Je me dés-arnache et plante mes sardines pour tenir l’aile. Il fait quasiment nuit, l’air est très calme.
Bien entendu je ne suis nullement sur l’alti surface qui est en fait sur le flanc de derrière (à 800 mètres), invisible de la verticale du village. Je suis sur une brave piste bleue entre tire-fesses et télésièges !
Je descends à pied pour profiter de l’allégresse du 14 juillet dans une station touristique. Dans tout le village un couple d’autrichiens erre et trois jeunes de 14 ans palabrent sur un banc. Et c’est tout ! J’augmente donc la foule en liesse d’environ 15% et me mets en quête d’un repas voire d’un lit… Challenge !
Un repas j’en trouvais un, dans une maison fort aimable, mais renonçais au lit que je ne pus trouver à moins de 40 €…

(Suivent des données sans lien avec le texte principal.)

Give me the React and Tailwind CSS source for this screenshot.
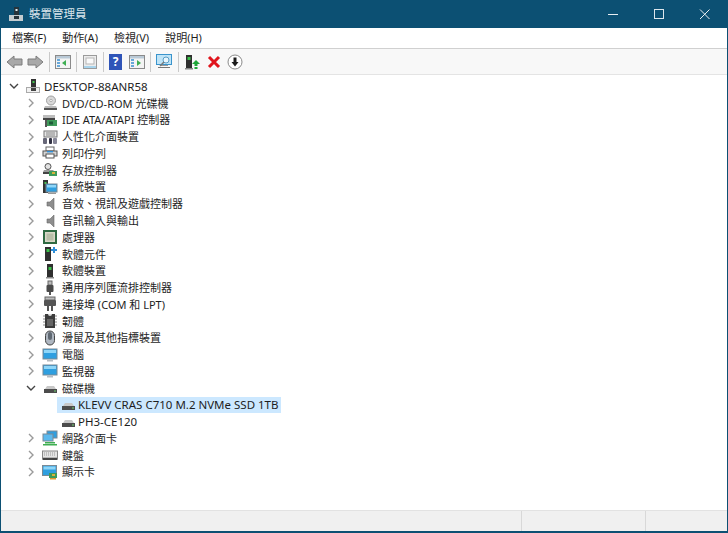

A l’aventure comme à l’aventure, belle étoile pour tout l’équipage ; n’avais-je pas choisi un ULM Cosmos ! Je remonte la piste beue dans la nuit d’encre et attrape la quatrième suée de la journée, oh le pas sportif ! Je me blottis enfin dans mon sac de couchage, sur mon blouson et sous ma combinaison, que les étoiles sont belles, rron, rron. Je m’endors à 1900 mètres d’altitude.